Skip the pictures and quote all of the lines exactly.
begin
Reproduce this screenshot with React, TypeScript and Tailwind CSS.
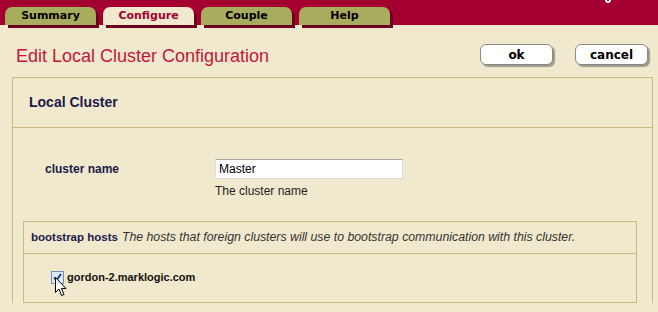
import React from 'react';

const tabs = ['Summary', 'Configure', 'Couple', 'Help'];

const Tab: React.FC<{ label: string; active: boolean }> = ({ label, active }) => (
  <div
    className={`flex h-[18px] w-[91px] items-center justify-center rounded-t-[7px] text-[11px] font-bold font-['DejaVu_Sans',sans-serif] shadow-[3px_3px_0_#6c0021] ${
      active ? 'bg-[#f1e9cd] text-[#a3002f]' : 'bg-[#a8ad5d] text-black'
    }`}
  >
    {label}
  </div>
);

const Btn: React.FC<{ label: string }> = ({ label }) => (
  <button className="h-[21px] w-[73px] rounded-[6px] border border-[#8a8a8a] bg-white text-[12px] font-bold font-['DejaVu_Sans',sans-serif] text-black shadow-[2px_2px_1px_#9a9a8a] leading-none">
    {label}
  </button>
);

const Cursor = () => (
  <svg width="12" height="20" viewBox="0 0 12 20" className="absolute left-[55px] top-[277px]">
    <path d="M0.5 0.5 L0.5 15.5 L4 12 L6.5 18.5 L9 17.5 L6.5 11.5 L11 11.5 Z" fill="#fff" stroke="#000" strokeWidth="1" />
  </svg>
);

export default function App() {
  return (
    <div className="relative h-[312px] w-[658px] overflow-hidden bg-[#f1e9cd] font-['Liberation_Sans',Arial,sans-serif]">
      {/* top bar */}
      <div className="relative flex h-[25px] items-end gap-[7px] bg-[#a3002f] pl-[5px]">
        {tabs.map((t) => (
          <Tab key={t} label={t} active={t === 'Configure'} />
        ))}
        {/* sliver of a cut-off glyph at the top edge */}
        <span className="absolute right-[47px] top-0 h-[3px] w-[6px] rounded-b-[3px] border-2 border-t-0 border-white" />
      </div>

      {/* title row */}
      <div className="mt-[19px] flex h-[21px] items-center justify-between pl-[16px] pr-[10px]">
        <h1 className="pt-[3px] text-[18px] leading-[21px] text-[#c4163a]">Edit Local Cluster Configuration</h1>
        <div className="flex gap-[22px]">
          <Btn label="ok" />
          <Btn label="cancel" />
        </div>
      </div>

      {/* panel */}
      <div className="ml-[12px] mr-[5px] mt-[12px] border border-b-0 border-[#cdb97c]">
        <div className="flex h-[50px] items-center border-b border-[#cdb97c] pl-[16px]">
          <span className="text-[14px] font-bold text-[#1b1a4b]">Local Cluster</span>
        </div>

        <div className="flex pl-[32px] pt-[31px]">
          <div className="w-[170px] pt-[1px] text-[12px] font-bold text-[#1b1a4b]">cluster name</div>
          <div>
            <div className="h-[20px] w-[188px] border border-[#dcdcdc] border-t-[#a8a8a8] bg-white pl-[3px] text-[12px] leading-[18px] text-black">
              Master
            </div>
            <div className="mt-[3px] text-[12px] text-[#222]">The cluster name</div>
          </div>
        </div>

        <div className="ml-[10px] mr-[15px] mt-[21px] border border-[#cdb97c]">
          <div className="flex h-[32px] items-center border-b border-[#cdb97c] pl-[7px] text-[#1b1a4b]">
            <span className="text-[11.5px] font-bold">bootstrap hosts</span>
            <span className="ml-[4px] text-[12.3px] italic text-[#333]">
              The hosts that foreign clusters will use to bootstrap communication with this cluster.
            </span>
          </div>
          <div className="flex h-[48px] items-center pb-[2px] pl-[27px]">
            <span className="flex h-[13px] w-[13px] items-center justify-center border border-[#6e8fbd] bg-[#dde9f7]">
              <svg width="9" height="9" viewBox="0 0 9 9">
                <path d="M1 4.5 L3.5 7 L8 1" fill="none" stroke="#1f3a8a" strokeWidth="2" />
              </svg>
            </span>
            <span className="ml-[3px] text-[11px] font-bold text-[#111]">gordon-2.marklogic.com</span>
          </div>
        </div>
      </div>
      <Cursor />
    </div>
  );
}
end
SOLUTION FOR THIS TASK
Reproduce this screenshot with React, TypeScript and Tailwind CSS.
import React from 'react';

const tabs = ['Summary', 'Configure', 'Couple', 'Help'];

const Tab: React.FC<{ label: string; active: boolean }> = ({ label, active }) => (
  <div
    className={`flex h-[18px] w-[91px] items-center justify-center rounded-t-[7px] text-[11px] font-bold font-['DejaVu_Sans',sans-serif] shadow-[3px_3px_0_#6c0021] ${
      active ? 'bg-[#f1e9cd] text-[#a3002f]' : 'bg-[#a8ad5d] text-black'
    }`}
  >
    {label}
  </div>
);

const Btn: React.FC<{ label: string }> = ({ label }) => (
  <button className="h-[21px] w-[73px] rounded-[6px] border border-[#8a8a8a] bg-white text-[12px] font-bold font-['DejaVu_Sans',sans-serif] text-black shadow-[2px_2px_1px_#9a9a8a] leading-none">
    {label}
  </button>
);

const Cursor = () => (
  <svg width="12" height="20" viewBox="0 0 12 20" className="absolute left-[55px] top-[277px]">
    <path d="M0.5 0.5 L0.5 15.5 L4 12 L6.5 18.5 L9 17.5 L6.5 11.5 L11 11.5 Z" fill="#fff" stroke="#000" strokeWidth="1" />
  </svg>
);

export default function App() {
  return (
    <div className="relative h-[312px] w-[658px] overflow-hidden bg-[#f1e9cd] font-['Liberation_Sans',Arial,sans-serif]">
      {/* top bar */}
      <div className="relative flex h-[25px] items-end gap-[7px] bg-[#a3002f] pl-[5px]">
        {tabs.map((t) => (
          <Tab key={t} label={t} active={t === 'Configure'} />
        ))}
        {/* sliver of a cut-off glyph at the top edge */}
        <span className="absolute right-[47px] top-0 h-[3px] w-[6px] rounded-b-[3px] border-2 border-t-0 border-white" />
      </div>

      {/* title row */}
      <div className="mt-[19px] flex h-[21px] items-center justify-between pl-[16px] pr-[10px]">
        <h1 className="pt-[3px] text-[18px] leading-[21px] text-[#c4163a]">Edit Local Cluster Configuration</h1>
        <div className="flex gap-[22px]">
          <Btn label="ok" />
          <Btn label="cancel" />
        </div>
      </div>

      {/* panel */}
      <div className="ml-[12px] mr-[5px] mt-[12px] border border-b-0 border-[#cdb97c]">
        <div className="flex h-[50px] items-center border-b border-[#cdb97c] pl-[16px]">
          <span className="text-[14px] font-bold text-[#1b1a4b]">Local Cluster</span>
        </div>

        <div className="flex pl-[32px] pt-[31px]">
          <div className="w-[170px] pt-[1px] text-[12px] font-bold text-[#1b1a4b]">cluster name</div>
          <div>
            <div className="h-[20px] w-[188px] border border-[#dcdcdc] border-t-[#a8a8a8] bg-white pl-[3px] text-[12px] leading-[18px] text-black">
              Master
            </div>
            <div className="mt-[3px] text-[12px] text-[#222]">The cluster name</div>
          </div>
        </div>

        <div className="ml-[10px] mr-[15px] mt-[21px] border border-[#cdb97c]">
          <div className="flex h-[32px] items-center border-b border-[#cdb97c] pl-[7px] text-[#1b1a4b]">
            <span className="text-[11.5px] font-bold">bootstrap hosts</span>
            <span className="ml-[4px] text-[12.3px] italic text-[#333]">
              The hosts that foreign clusters will use to bootstrap communication with this cluster.
            </span>
          </div>
          <div className="flex h-[48px] items-center pb-[2px] pl-[27px]">
            <span className="flex h-[13px] w-[13px] items-center justify-center border border-[#6e8fbd] bg-[#dde9f7]">
              <svg width="9" height="9" viewBox="0 0 9 9">
                <path d="M1 4.5 L3.5 7 L8 1" fill="none" stroke="#1f3a8a" strokeWidth="2" />
              </svg>
            </span>
            <span className="ml-[3px] text-[11px] font-bold text-[#111]">gordon-2.marklogic.com</span>
          </div>
        </div>
      </div>
      <Cursor />
    </div>
  );
}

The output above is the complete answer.